テントに戻ると新入社員が色々と見物に来た人に説明していた。ハナちゃんもモモちゃんも、立派に「お客様応対」していた。作業着が初々しいが中々頼もしい。やはり子供の相手などをするのは女性のほうが感じがよいものだ。。。
テントには配ってはいなかったが、展示用の非常食糧がいくつか置いてあった。コアラのマーチと黒飴に今年は新しく「缶入りソフトパン」というのがあった。
コアラのマーチを開けて食ってみたが、チョコレートが入っていない・・・(備蓄食だからねー)
缶入りソフトパンは「スペースシャトルに積載」と書いてあったので、一つもらってきた。
中身は普通のブドウパンだ。まあ、そこそこの味かなー。。。

     

あんまり遊んでいるとまずいので一旦会場の席に戻った。防災ヘリの空中消火、警察のヘリからレンジャー部隊が中層ビルに降下して残された人を救助している。
素晴らしい技量だが、やはり少し退屈だなー。お馴染みCh-47は飛来しなかった。。。
あちこちで本当の災害で苦しんでいる人がいるから、訓練している場合じゃないのかもなー。そしてトドメのアナウンス・・・
「会場の皆様にお知らせします。プログラムではここでドクターヘリによる重症者の緊急搬送訓練ですが、被災地に救援に向かっているため本日は中止になりました」
そりゃーそうだ!本番じゃ、しょうがないよなー。活躍を期待しよう。

    

その後、新型はしご車による消火訓練だ。よく見ると何かスマートな形をしているな、数年前新宿本社屋で乗せてもらったはしご車よりも大きく新しいようだな。はしごの先端が折れ曲がっている。
「あーっ、あっちのヤツ、アウトリガー出してねえ!安全措置ちゃんととらなきゃだめでしょ」
高所作業車と同じ構造なので、安全にうるさいスティーブは口うるさく文句言っていた。
まあまあ、非常事態なんだから・・・地面が柔らかいからめり込んじゃうのかな。

   

やがて我々の仲間の出番がやってきてそれぞれ会場で作業が始まった。。

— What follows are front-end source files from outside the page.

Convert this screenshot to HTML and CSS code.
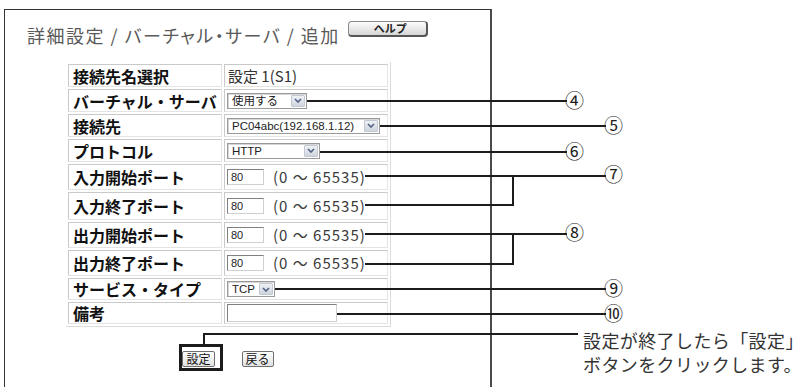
FILE: index.html
```html
<!DOCTYPE html>
<html lang="ja">
<head>
<meta charset="utf-8">
<title>バーチャル・サーバ 追加</title>
<link rel="stylesheet" href="styles.css">
</head>
<body>
<div class="page">
  <div class="frame">
    <div class="head">
      <h1 class="title">詳細設定 / バーチャル・サーバ / 追加</h1>
      <span class="help">ヘルプ</span>
    </div>
    <table class="form">
      <tr class="r1"><th>接続先名選択</th><td><span class="plain">設定 1(S1)</span></td></tr>
      <tr class="r2"><th>バーチャル・サーバ</th><td><span class="select w-use">使用する<i class="arr"><svg width="8" height="5" viewBox="0 0 8 5"><path d="M1 1l3 3 3-3"/></svg></i></span></td></tr>
      <tr class="r3"><th>接続先</th><td><span class="select w-host">PC04abc(192.168.1.12)<i class="arr"><svg width="8" height="5" viewBox="0 0 8 5"><path d="M1 1l3 3 3-3"/></svg></i></span></td></tr>
      <tr class="r4"><th>プロトコル</th><td><span class="select w-proto">HTTP<i class="arr"><svg width="8" height="5" viewBox="0 0 8 5"><path d="M1 1l3 3 3-3"/></svg></i></span></td></tr>
      <tr class="r5"><th>入力開始ポート</th><td><span class="port"><span class="inp w-port">80</span><span class="range">(0 ～ 65535)</span></span></td></tr>
      <tr class="r6"><th>入力終了ポート</th><td><span class="port"><span class="inp w-port">80</span><span class="range">(0 ～ 65535)</span></span></td></tr>
      <tr class="r7"><th>出力開始ポート</th><td><span class="port"><span class="inp w-port">80</span><span class="range">(0 ～ 65535)</span></span></td></tr>
      <tr class="r8"><th>出力終了ポート</th><td><span class="port"><span class="inp w-port">80</span><span class="range">(0 ～ 65535)</span></span></td></tr>
      <tr class="r9"><th>サービス・タイプ</th><td><span class="select w-tcp">TCP<i class="arr"><svg width="8" height="5" viewBox="0 0 8 5"><path d="M1 1l3 3 3-3"/></svg></i></span></td></tr>
      <tr class="r10"><th>備考</th><td><span class="inp w-note"></span></td></tr>
    </table>
    <div class="actions">
      <span class="btn">設定</span>
      <span class="btn">戻る</span>
    </div>
  </div>

  <svg class="callouts" width="805" height="387" viewBox="0 0 805 387">
    <g class="lines">
      <path d="M307 101H567"/>
      <path d="M380 126H606"/>
      <path d="M320 152H567"/>
      <path d="M365 176H606M513 175V206M365 205H514"/>
      <path d="M365 234H567M513 233V265M365 264H514"/>
      <path d="M275 289H606"/>
      <path d="M337 314H606"/>
      <path d="M204 334H578M204 333V345"/>
      <rect x="180.5" y="345.5" width="41" height="24" class="ring"/>
    </g>
    <g class="nums">
      <text x="565" y="99.5">④</text>
      <text x="604" y="124.5">⑤</text>
      <text x="565" y="150.5">⑥</text>
      <text x="604" y="173.5">⑦</text>
      <text x="565" y="231">⑧</text>
      <text x="604" y="287.5">⑨</text>
      <text x="604" y="312.5">⑩</text>
    </g>
    <g class="note">
      <text x="583" y="340">設定が終了したら「設定」</text>
      <text x="583" y="364">ボタンをクリックします。</text>
    </g>
  </svg>
</div>
</body>
</html>
```

FILE: styles.css
```css
* { box-sizing: border-box; }

html, body {
  margin: 0;
  padding: 0;
  background: #fff;
}

body {
  width: 805px;
  height: 387px;
  overflow: hidden;
  font-family: "Noto Sans CJK JP", "Noto Sans", sans-serif;
  color: #222;
}

.page {
  position: relative;
  width: 805px;
  height: 387px;
  padding: 9px 0 0 4px;
}

.frame {
  width: 488px;
  height: 378px;
  border: 1px solid #333;
  border-right: 2px solid #4a4a4a;
  border-bottom: none;
}

.head {
  display: flex;
  align-items: flex-start;
  gap: 8px;
  height: 27px;
  padding: 11px 0 0 22px;
}

.title {
  margin: 5px 0 0;
  font-size: 18px;
  line-height: 18px;
  font-weight: 400;
  color: #5a5a5a;
  letter-spacing: 1.5px;
  font-feature-settings: "palt";
  white-space: nowrap;
}

.help {
  display: flex;
  align-items: center;
  justify-content: center;
  width: 80px;
  height: 16px;
  border: 1px solid #8a8a8a;
  border-right: 2px solid #555;
  border-bottom: 2px solid #555;
  border-radius: 4px;
  background: linear-gradient(#fdfdfd, #d6d6d6);
  font-size: 11px;
  font-weight: 700;
  line-height: 1;
  color: #222;
  padding-left: 6px;
}

.form {
  margin: 25px 0 0 61px;
  border-collapse: separate;
  border-spacing: 2px;
  border-right: 1px solid #dcdcdc;
  border-bottom: 1px solid #dcdcdc;
}

.form th,
.form td {
  border: 1px solid;
  border-color: #c9c9c9 #e4e4e4 #e4e4e4 #c9c9c9;
  padding: 0;
  vertical-align: middle;
}

.form th {
  width: 154px;
  padding-left: 4px;
  text-align: left;
  font-size: 16px;
  font-weight: 700;
  line-height: 18px;
  color: #111;
  white-space: nowrap;
}

.form td {
  width: 164px;
  padding-left: 2px;
  line-height: 16px;
}

.r1 th, .r1 td { height: 23px; }
.r2 th, .r2 td { height: 23px; }
.r3 th, .r3 td { height: 23px; }
.r4 th, .r4 td { height: 23px; }
.r5 th, .r5 td { height: 26px; }
.r6 th, .r6 td { height: 28px; }
.r7 th, .r7 td { height: 26px; }
.r8 th, .r8 td { height: 26px; }
.r9 th, .r9 td { height: 22px; }
.r10 th, .r10 td { height: 22px; }

.plain {
  display: block;
  padding-left: 1px;
  font-size: 15px;
  color: #333;
}

.select {
  display: flex;
  align-items: center;
  justify-content: space-between;
  height: 16px;
  padding: 0 1px 0 4px;
  border: 1px solid #9a9a9a;
  box-shadow: inset 1px 1px 0 #d6d6d6;
  background: #fff;
  font-family: "Liberation Sans", "Noto Sans CJK JP", sans-serif;
  font-size: 11.5px;
  color: #222;
  white-space: nowrap;
}

.select .arr {
  display: flex;
  align-items: center;
  justify-content: center;
  width: 14px;
  height: 12px;
  border: 1px solid #c3c9d3;
  border-radius: 1px;
  background: linear-gradient(#eef0f4, #cfd5de);
}

.select .arr path {
  fill: none;
  stroke: #4f6184;
  stroke-width: 1.6;
}

.w-use { width: 80px; }
.w-host { width: 153px; }
.w-proto { width: 93px; }
.w-tcp { width: 48px; }

.port {
  display: flex;
  align-items: center;
  gap: 9px;
}

.inp {
  display: block;
  height: 16px;
  padding-left: 3px;
  border: 1px solid;
  border-color: #808080 #cfcfcf #cfcfcf #808080;
  background: #fff;
  font-family: "Liberation Sans", sans-serif;
  font-size: 11px;
  line-height: 14px;
  color: #222;
}

.w-port { width: 37px; }
.w-note { width: 110px; height: 18px; }

.range {
  font-size: 15px;
  line-height: 16px;
  color: #3a3a3a;
  letter-spacing: 1px;
  white-space: nowrap;
}

.actions {
  display: flex;
  justify-content: center;
  gap: 27px;
  width: 324px;
  margin: 24px 0 0 61px;
}

.btn {
  display: flex;
  align-items: center;
  justify-content: center;
  height: 16px;
  padding: 0 3px;
  border: 1px solid #707070;
  border-radius: 2px;
  background: linear-gradient(#ffffff, #e2e2e2);
  font-size: 12px;
  line-height: 1;
  color: #111;
}

.callouts {
  position: absolute;
  top: 0;
  left: 0;
  pointer-events: none;
}

.lines path {
  fill: none;
  stroke: #1c1c1c;
  stroke-width: 2;
}

.lines .ring {
  fill: none;
  stroke: #1c1c1c;
  stroke-width: 3;
}

.nums text {
  font-family: "Noto Sans CJK JP", sans-serif;
  font-size: 19px;
  font-weight: 400;
  fill: #1c1c1c;
  dominant-baseline: central;
}

.note text {
  font-family: "Noto Sans CJK JP", sans-serif;
  font-size: 18px;
  letter-spacing: 0.4px;
  fill: #333;
  dominant-baseline: central;
}
```
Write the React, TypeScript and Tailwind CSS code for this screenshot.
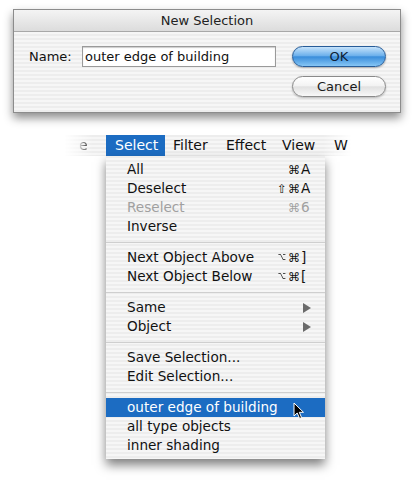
import React from "react";

const font = { fontFamily: '"DejaVu Sans", "Noto Sans", sans-serif' };

type Item =
  | { kind: "item"; label: string; mods?: string; keyChar?: string; disabled?: boolean; sub?: boolean; active?: boolean }
  | { kind: "sep" };

const items: Item[] = [
  { kind: "item", label: "All", mods: "⌘", keyChar: "A" },
  { kind: "item", label: "Deselect", mods: "⇧⌘", keyChar: "A" },
  { kind: "item", label: "Reselect", mods: "⌘", keyChar: "6", disabled: true },
  { kind: "item", label: "Inverse" },
  { kind: "sep" },
  { kind: "item", label: "Next Object Above", mods: "⌥⌘", keyChar: "]" },
  { kind: "item", label: "Next Object Below", mods: "⌥⌘", keyChar: "[" },
  { kind: "sep" },
  { kind: "item", label: "Same", sub: true },
  { kind: "item", label: "Object", sub: true },
  { kind: "sep" },
  { kind: "item", label: "Save Selection..." },
  { kind: "item", label: "Edit Selection..." },
  { kind: "sep" },
  { kind: "item", label: "outer edge of building", active: true },
  { kind: "item", label: "all type objects" },
  { kind: "item", label: "inner shading" },
];

const stripes =
  "bg-[repeating-linear-gradient(to_bottom,#ededed_0px,#ededed_2px,#f6f6f6_2px,#f6f6f6_4px)]";

function Shortcut({ mods, keyChar }: { mods: string; keyChar: string }) {
  return (
    <div className="flex shrink-0 items-center">
      <div className="w-[36px] flex justify-end">
        {Array.from(mods).map((m, i) =>
          m === "⌥" ? (
            <span key={i} className="w-[12px] flex justify-center text-[10px] leading-none">
              <span className="inline-block scale-x-[0.7]">{m}</span>
            </span>
          ) : (
            <span key={i} className="w-[12px] text-center text-[12px] leading-none">
              {m}
            </span>
          )
        )}
      </div>
      <span className="w-[11px] pl-[1px]">{keyChar}</span>
    </div>
  );
}

function Cursor() {
  return (
    <svg className="absolute left-[187px] top-[4px]" width="12" height="18" viewBox="0 0 12 18">
      <path
        d="M1 1 L1 14 L4.2 11 L6.6 16.5 L8.6 15.6 L6.3 10.3 L10.5 10.3 Z"
        fill="#000"
        stroke="#fff"
        strokeWidth="1"
        strokeLinejoin="round"
      />
    </svg>
  );
}

export default function App() {
  return (
    <div className="w-[415px] h-[484px] bg-white pt-[9px] overflow-hidden text-[13px] text-[#111]" style={font}>
      {/* dialog */}
      <div className={`ml-[13px] w-[388px] h-[104px] border border-[#8c8c8c] shadow-[0_5px_9px_rgba(0,0,0,0.45)] flex flex-col ${stripes}`}>
        <div className="h-[22px] shrink-0 flex items-center justify-center bg-[linear-gradient(to_bottom,#f4f4f4,#dcdcdc)] border-b border-[#a8a8a8] text-[#222]">
          New Selection
        </div>
        <div className="flex pl-[15px] pt-[14px]">
          <div className="flex items-center h-[21px] w-[53px]">Name:</div>
          <div className="w-[194px] h-[21px] bg-white border border-[#9a9a9a] shadow-[inset_0_1px_1px_rgba(0,0,0,0.2)] flex items-center pl-[2px]">
            outer edge of building
          </div>
          <div className="ml-[16px] flex flex-col gap-[9px]">
            <div className="w-[94px] h-[21px] rounded-full border border-[#275c98] bg-[linear-gradient(to_bottom,#c6e3fb,#6eb1ec_45%,#3a8ddb_52%,#86c6f5)] flex items-center justify-center text-[#0e1f36] shadow-[0_1px_2px_rgba(0,0,0,0.3)]">
              OK
            </div>
            <div className="w-[94px] h-[21px] rounded-full border border-[#8a8a8a] bg-[linear-gradient(to_bottom,#ffffff,#f3f3f3_45%,#e1e1e1_52%,#f8f8f8)] flex items-center justify-center text-[#1a1a1a] shadow-[0_1px_2px_rgba(0,0,0,0.25)]">
              Cancel
            </div>
          </div>
        </div>
      </div>

      {/* menu bar */}
      <div className="mt-[22px] ml-[64px] w-[288px] h-[21px] relative">
        <div className={`absolute inset-0 ${stripes} shadow-[0_3px_6px_rgba(0,0,0,0.3)] [mask-image:linear-gradient(to_right,transparent,black_10%,black_90%,transparent)]`} />
        <div className="relative flex h-full items-center text-[14px]">
          <div className="w-[42px] pl-[15px] text-[#555] [mask-image:linear-gradient(to_right,transparent_14px,black_22px)]">e</div>
          <div className="w-[59px] h-full bg-[#1c6cc2] text-white flex items-center pl-[9px]">Select</div>
          <div className="w-[53px] pl-[8px]">Filter</div>
          <div className="w-[56px] pl-[8px]">Effect</div>
          <div className="w-[52px] pl-[8px]">View</div>
          <div className="pl-[8px]">W</div>
        </div>
      </div>

      {/* dropdown */}
      <div className={`relative ml-[106px] w-[219px] py-[4px] shadow-[0_6px_10px_rgba(0,0,0,0.5)] ${stripes}`}>
        {items.map((it, i) =>
          it.kind === "sep" ? (
            <div key={i} className="h-[12px] flex items-center">
              <div className="w-full h-px bg-[#cfcfcf]" />
            </div>
          ) : (
            <div
              key={i}
              className={`relative h-[19px] flex items-center pl-[21px] pr-[14px] text-[13.6px] whitespace-nowrap ${
                it.active ? "bg-[#1c6cc2] text-white" : it.disabled ? "text-[#a0a0a0]" : ""
              }`}
            >
              <span className="flex-1">{it.label}</span>
              {it.mods && it.keyChar && <Shortcut mods={it.mods} keyChar={it.keyChar} />}
              {it.sub && (
                <svg width="8" height="10" viewBox="0 0 8 10">
                  <path d="M0 0 L8 5 L0 10 Z" fill="#6a6a6a" />
                </svg>
              )}
              {it.active && <Cursor />}
            </div>
          )
        )}
      </div>
    </div>
  );
}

。移動系会社の支店長がすぐそばにいて心配そうに見守っていた。昨年、衛星通信装置のアンテナを垂直に伸ばしていったところ、最高点でアンテナの首が「ポロっ」と落っこちてしまったのだ。
今年は皆、見事な手際ですべて訓練はうまく行ったようだ。
後ろにいたスティーブに「車が通れないときのために、バイク隊いるかもしれないねー」
郵政会社の職員がいざとなった時に赤いバイクで色々と情報収集する、という訓練を見て思い付いたのだ。「乗れる人がいませんよ・・・」
「オレが乗ってもいいんだ」オフロードバイクにまたがって、いち早く現場へ急行する自分の姿を思い浮かべたりしたのである。